● WHAT YOU ARE ASKED TO DO
Set down the data below from its first line to the line holding "before it acts</p>", inclusive; omit all pictures.

● DATASET CONTENT
======
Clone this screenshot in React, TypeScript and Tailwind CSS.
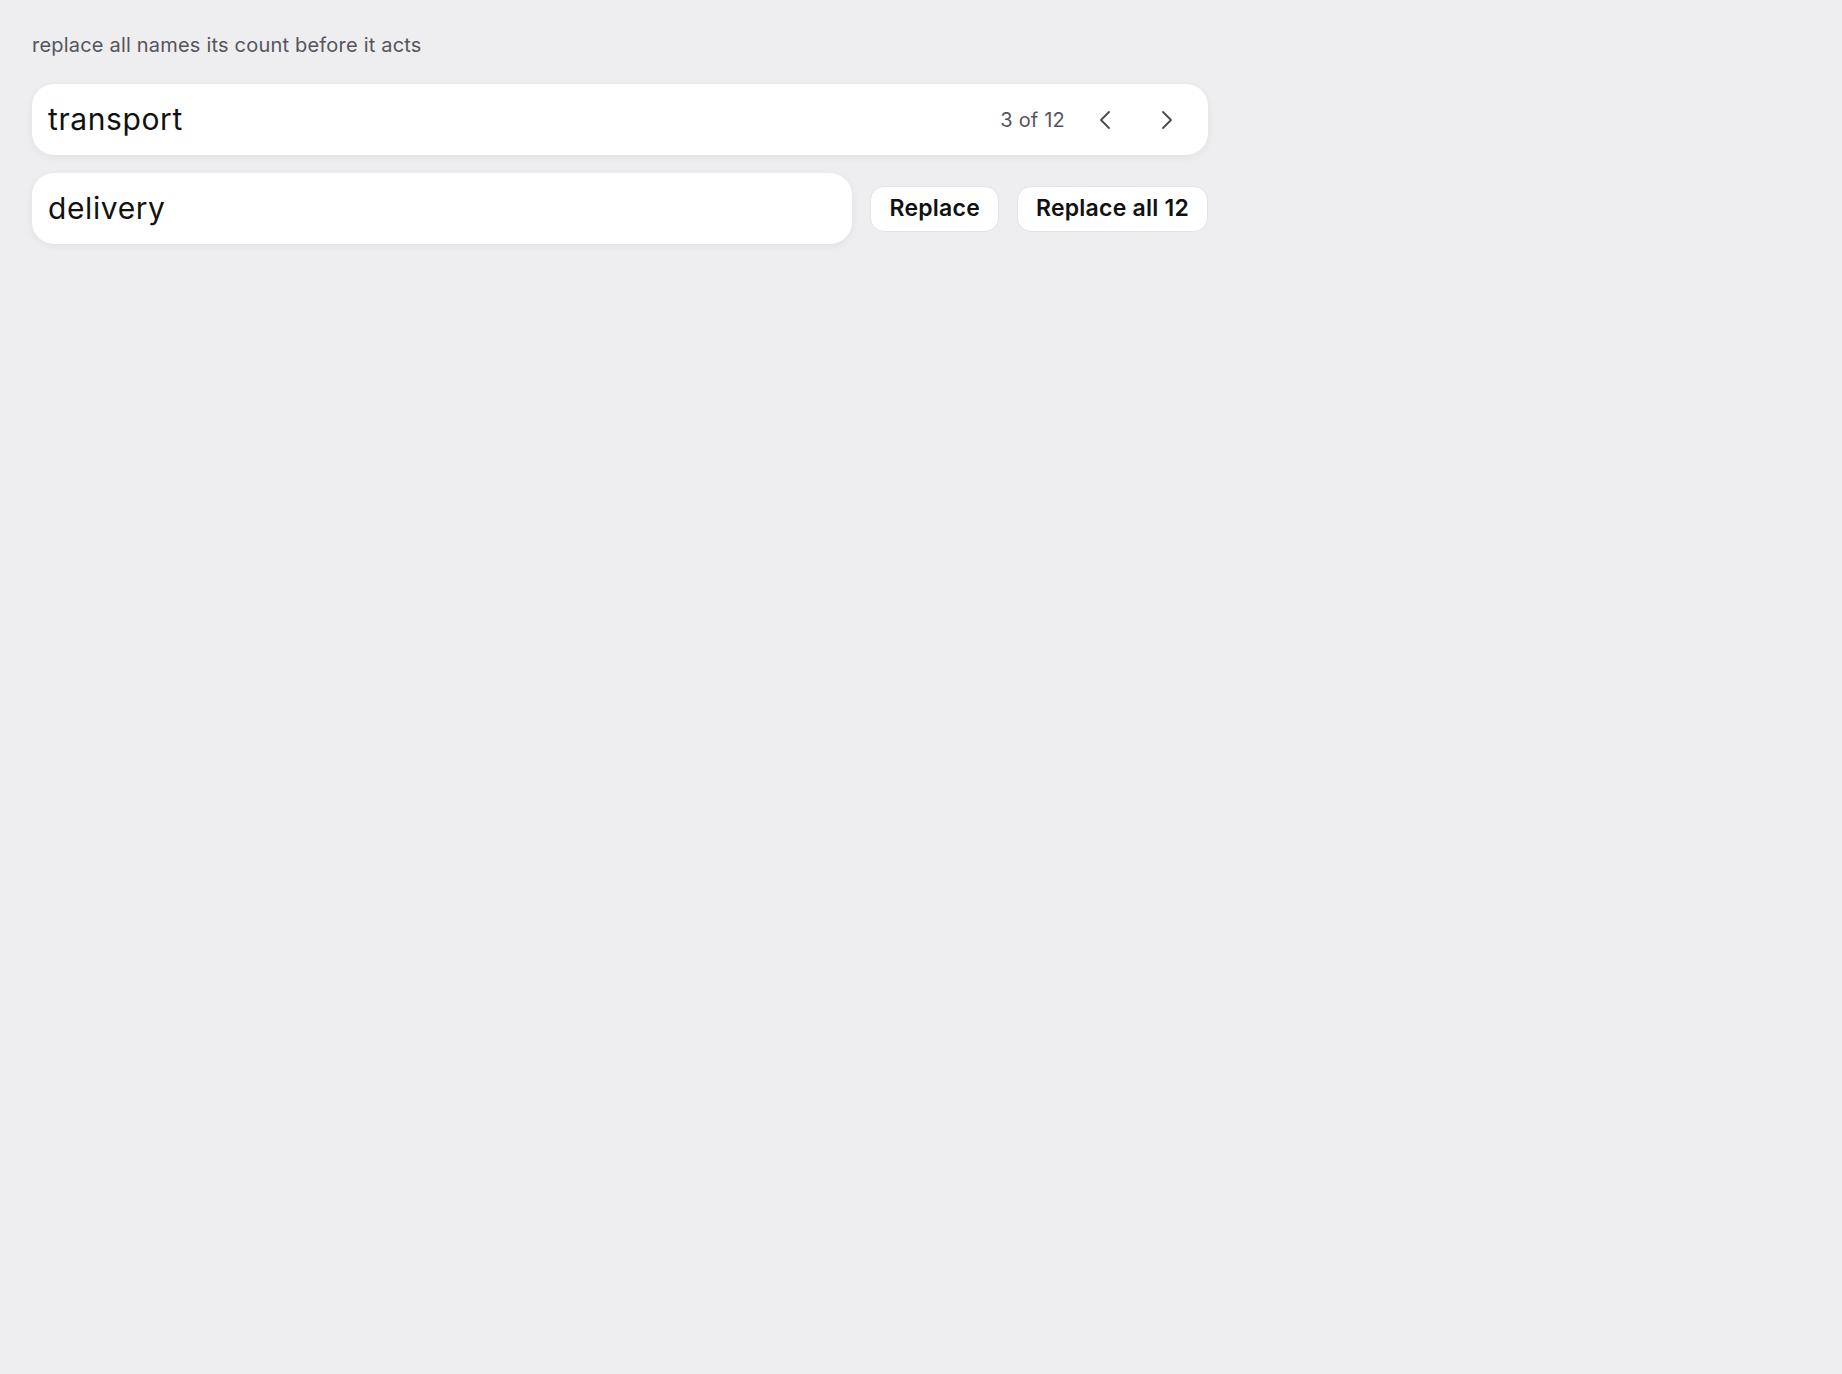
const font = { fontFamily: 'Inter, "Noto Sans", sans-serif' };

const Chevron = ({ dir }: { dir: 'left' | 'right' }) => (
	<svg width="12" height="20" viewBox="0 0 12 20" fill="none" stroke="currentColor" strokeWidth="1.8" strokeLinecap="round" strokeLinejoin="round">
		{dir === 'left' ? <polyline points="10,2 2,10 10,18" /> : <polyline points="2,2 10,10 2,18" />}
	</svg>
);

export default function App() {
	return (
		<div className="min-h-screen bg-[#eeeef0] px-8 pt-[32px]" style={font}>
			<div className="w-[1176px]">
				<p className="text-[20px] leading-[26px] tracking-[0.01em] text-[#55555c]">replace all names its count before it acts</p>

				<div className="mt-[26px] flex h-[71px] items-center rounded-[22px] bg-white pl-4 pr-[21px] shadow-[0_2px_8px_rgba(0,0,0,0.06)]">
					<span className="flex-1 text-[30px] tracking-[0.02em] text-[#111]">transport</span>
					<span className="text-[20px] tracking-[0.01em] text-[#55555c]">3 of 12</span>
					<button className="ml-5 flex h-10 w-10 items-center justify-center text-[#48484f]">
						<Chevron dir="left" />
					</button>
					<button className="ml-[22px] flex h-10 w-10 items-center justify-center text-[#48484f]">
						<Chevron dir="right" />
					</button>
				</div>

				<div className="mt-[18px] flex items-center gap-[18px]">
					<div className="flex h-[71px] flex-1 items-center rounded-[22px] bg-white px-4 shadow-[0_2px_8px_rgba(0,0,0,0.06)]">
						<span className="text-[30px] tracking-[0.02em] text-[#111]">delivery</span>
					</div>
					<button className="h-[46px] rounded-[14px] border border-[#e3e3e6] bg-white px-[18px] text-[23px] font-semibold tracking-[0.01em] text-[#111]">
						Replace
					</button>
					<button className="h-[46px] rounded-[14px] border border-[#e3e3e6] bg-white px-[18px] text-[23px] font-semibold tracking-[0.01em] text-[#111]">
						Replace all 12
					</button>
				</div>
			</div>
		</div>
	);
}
======
● WORKED SOLUTION
Clone this screenshot in React, TypeScript and Tailwind CSS.
const font = { fontFamily: 'Inter, "Noto Sans", sans-serif' };

const Chevron = ({ dir }: { dir: 'left' | 'right' }) => (
	<svg width="12" height="20" viewBox="0 0 12 20" fill="none" stroke="currentColor" strokeWidth="1.8" strokeLinecap="round" strokeLinejoin="round">
		{dir === 'left' ? <polyline points="10,2 2,10 10,18" /> : <polyline points="2,2 10,10 2,18" />}
	</svg>
);

export default function App() {
	return (
		<div className="min-h-screen bg-[#eeeef0] px-8 pt-[32px]" style={font}>
			<div className="w-[1176px]">
				<p className="text-[20px] leading-[26px] tracking-[0.01em] text-[#55555c]">replace all names its count before it acts</p>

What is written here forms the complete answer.